Work to be completed - Repeat the lines below exactly as they appear, but leave out the images.

►

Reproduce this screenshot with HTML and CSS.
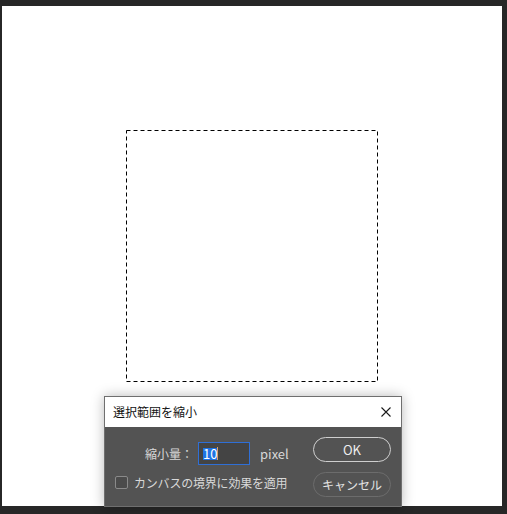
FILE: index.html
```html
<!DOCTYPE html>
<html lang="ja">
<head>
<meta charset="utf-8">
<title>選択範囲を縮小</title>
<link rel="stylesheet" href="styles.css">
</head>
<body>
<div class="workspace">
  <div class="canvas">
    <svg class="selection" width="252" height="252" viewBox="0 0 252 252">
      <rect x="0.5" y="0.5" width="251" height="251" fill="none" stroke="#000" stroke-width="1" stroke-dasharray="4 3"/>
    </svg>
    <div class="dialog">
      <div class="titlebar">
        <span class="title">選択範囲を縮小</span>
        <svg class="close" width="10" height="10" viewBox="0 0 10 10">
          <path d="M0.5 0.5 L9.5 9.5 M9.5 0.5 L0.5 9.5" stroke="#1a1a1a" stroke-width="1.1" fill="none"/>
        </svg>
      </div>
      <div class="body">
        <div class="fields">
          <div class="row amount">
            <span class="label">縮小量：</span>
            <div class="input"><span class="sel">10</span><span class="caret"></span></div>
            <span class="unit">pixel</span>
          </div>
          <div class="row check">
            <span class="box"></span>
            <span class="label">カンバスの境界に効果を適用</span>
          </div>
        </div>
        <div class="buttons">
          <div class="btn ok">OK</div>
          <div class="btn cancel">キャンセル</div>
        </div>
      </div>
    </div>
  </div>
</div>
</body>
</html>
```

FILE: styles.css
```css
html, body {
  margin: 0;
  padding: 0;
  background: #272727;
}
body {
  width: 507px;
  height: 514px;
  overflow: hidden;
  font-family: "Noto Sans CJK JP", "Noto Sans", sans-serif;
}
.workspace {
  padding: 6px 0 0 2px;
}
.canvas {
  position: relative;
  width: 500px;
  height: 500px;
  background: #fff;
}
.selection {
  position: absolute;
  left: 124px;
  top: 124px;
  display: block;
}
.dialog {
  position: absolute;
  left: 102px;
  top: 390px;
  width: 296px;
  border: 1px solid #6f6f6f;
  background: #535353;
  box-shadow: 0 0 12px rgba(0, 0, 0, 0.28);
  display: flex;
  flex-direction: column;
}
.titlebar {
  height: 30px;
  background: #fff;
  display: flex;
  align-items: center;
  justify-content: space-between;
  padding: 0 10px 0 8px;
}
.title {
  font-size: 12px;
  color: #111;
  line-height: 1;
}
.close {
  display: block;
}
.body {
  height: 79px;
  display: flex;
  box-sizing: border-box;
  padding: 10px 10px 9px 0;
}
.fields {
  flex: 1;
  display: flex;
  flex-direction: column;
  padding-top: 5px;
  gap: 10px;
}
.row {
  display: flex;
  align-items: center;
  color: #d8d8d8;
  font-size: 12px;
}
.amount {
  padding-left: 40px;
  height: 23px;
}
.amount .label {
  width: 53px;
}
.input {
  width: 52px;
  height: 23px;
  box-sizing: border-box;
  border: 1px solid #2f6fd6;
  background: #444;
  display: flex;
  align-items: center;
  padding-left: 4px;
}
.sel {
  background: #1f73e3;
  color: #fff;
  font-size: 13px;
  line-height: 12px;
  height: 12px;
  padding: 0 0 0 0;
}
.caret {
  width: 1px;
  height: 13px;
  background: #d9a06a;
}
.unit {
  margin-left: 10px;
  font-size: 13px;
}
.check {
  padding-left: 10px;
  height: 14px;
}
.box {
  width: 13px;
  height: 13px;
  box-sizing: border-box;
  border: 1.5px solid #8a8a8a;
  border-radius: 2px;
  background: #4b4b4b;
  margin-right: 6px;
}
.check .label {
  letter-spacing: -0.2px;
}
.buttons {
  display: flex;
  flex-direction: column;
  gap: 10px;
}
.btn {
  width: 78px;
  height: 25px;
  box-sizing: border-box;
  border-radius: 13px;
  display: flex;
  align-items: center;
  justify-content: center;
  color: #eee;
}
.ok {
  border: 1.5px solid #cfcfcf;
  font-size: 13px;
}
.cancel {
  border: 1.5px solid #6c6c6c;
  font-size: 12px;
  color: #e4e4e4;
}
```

◄

Solution below -
Reproduce this screenshot with HTML and CSS.
FILE: index.html
```html
<!DOCTYPE html>
<html lang="ja">
<head>
<meta charset="utf-8">
<title>選択範囲を縮小</title>
<link rel="stylesheet" href="styles.css">
</head>
<body>
<div class="workspace">
  <div class="canvas">
    <svg class="selection" width="252" height="252" viewBox="0 0 252 252">
      <rect x="0.5" y="0.5" width="251" height="251" fill="none" stroke="#000" stroke-width="1" stroke-dasharray="4 3"/>
    </svg>
    <div class="dialog">
      <div class="titlebar">
        <span class="title">選択範囲を縮小</span>
        <svg class="close" width="10" height="10" viewBox="0 0 10 10">
          <path d="M0.5 0.5 L9.5 9.5 M9.5 0.5 L0.5 9.5" stroke="#1a1a1a" stroke-width="1.1" fill="none"/>
        </svg>
      </div>
      <div class="body">
        <div class="fields">
          <div class="row amount">
            <span class="label">縮小量：</span>
            <div class="input"><span class="sel">10</span><span class="caret"></span></div>
            <span class="unit">pixel</span>
          </div>
          <div class="row check">
            <span class="box"></span>
            <span class="label">カンバスの境界に効果を適用</span>
          </div>
        </div>
        <div class="buttons">
          <div class="btn ok">OK</div>
          <div class="btn cancel">キャンセル</div>
        </div>
      </div>
    </div>
  </div>
</div>
</body>
</html>
```

FILE: styles.css
```css
html, body {
  margin: 0;
  padding: 0;
  background: #272727;
}
body {
  width: 507px;
  height: 514px;
  overflow: hidden;
  font-family: "Noto Sans CJK JP", "Noto Sans", sans-serif;
}
.workspace {
  padding: 6px 0 0 2px;
}
.canvas {
  position: relative;
  width: 500px;
  height: 500px;
  background: #fff;
}
.selection {
  position: absolute;
  left: 124px;
  top: 124px;
  display: block;
}
.dialog {
  position: absolute;
  left: 102px;
  top: 390px;
  width: 296px;
  border: 1px solid #6f6f6f;
  background: #535353;
  box-shadow: 0 0 12px rgba(0, 0, 0, 0.28);
  display: flex;
  flex-direction: column;
}
.titlebar {
  height: 30px;
  background: #fff;
  display: flex;
  align-items: center;
  justify-content: space-between;
  padding: 0 10px 0 8px;
}
.title {
  font-size: 12px;
  color: #111;
  line-height: 1;
}
.close {
  display: block;
}
.body {
  height: 79px;
  display: flex;
  box-sizing: border-box;
  padding: 10px 10px 9px 0;
}
.fields {
  flex: 1;
  display: flex;
  flex-direction: column;
  padding-top: 5px;
  gap: 10px;
}
.row {
  display: flex;
  align-items: center;
  color: #d8d8d8;
  font-size: 12px;
}
.amount {
  padding-left: 40px;
  height: 23px;
}
.amount .label {
  width: 53px;
}
.input {
  width: 52px;
  height: 23px;
  box-sizing: border-box;
  border: 1px solid #2f6fd6;
  background: #444;
  display: flex;
  align-items: center;
  padding-left: 4px;
}
.sel {
  background: #1f73e3;
  color: #fff;
  font-size: 13px;
  line-height: 12px;
  height: 12px;
  padding: 0 0 0 0;
}
.caret {
  width: 1px;
  height: 13px;
  background: #d9a06a;
}
.unit {
  margin-left: 10px;
  font-size: 13px;
}
.check {
  padding-left: 10px;
  height: 14px;
}
.box {
  width: 13px;
  height: 13px;
  box-sizing: border-box;
  border: 1.5px solid #8a8a8a;
  border-radius: 2px;
  background: #4b4b4b;
  margin-right: 6px;
}
.check .label {
  letter-spacing: -0.2px;
}
.buttons {
  display: flex;
  flex-direction: column;
  gap: 10px;
}
.btn {
  width: 78px;
  height: 25px;
  box-sizing: border-box;
  border-radius: 13px;
  display: flex;
  align-items: center;
  justify-content: center;
  color: #eee;
}
.ok {
  border: 1.5px solid #cfcfcf;
  font-size: 13px;
}
.cancel {
  border: 1.5px solid #6c6c6c;
  font-size: 12px;
  color: #e4e4e4;
}
```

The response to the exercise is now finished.